Borrowers have requested that the Lender, and the Lender has agreed to, (A) amend the definition of the term Change of Control and (B) waive any Event of Default that would otherwise arise under Section 8.2 of the Loan Agreement by reason of the Parents noncompliance with Section 9(ii) of the Seventh Amendment, as a result of the failure of the Borrowers to provide Lender, on or prior to April 7, 2005, with (i) a Mortgage on the Birmingham Facility in favor of Lender, executed by Metalico Alabama Realty, Inc., an Alabama corporation (Alabama Realty), (ii) a Title Insurance Policy with respect to the Birmingham Facility, (iii) a survey of the Birmingham Facility, certified to the Lender and to the issuer of the Title Insurance Policy and (iv) a Guaranty, duly executed by Alabama Realty. Based upon the terms and conditions set forth herein, Lender has agreed to such waiver. Accordingly, Borrowers and Lender hereby agree as follows:
1. All terms used herein which are defined in the Loan Agreement and not otherwise defined herein are used herein as defined therein.

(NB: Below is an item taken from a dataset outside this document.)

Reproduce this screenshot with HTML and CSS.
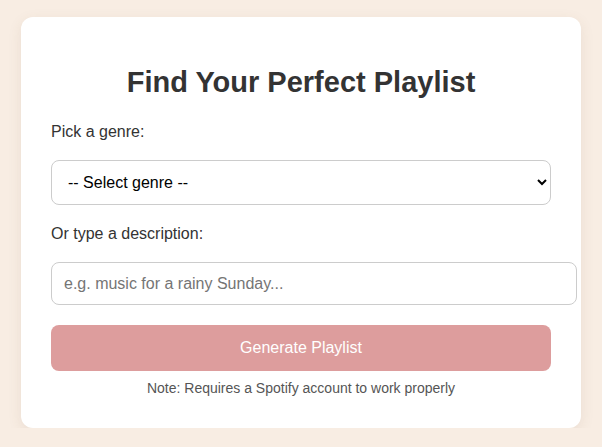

2. The definition of the term Change of Control is hereby amended by (i) deleting, before clause (c) and substituting or therefor and (ii) deleting clause (d) in its entirety.
3. Subject to Section 4 hereof, Lender consents to, and waives any Event of Default that would otherwise arise under Section 8.2 of the Loan Agreement by reason of the Parents noncompliance with Section 9(ii) of the Seventh Amendment, provided that, (i) the Parent assigns and transfers Provident Life and Accident Insurance Company life insurance policy number ###-###-#### (the Insurance Policy) to Lender pursuant to an Assignment of Life Insurance Policy as Collateral, in form and substance satisfactory to the Lender, and provides evidence of such assignment and transfer to the Lender and (ii) Lender receives a copy of the Insurance Policy.
4. This Amendment (i) shall become effective as of the date set forth above when signed by the Lender, (ii) may be executed in multiple counterparts, each of which shall be deemed an original, but all of which taken together shall constitute one and the same instrument,
(iii) shall be effective only in this specific instance and for the specific purposes set forth herein, and (iv) does not allow for any other or further departure from the terms and conditions of the Loan Agreement or any other Loan Document, which terms and conditions shall continue in full force and effect.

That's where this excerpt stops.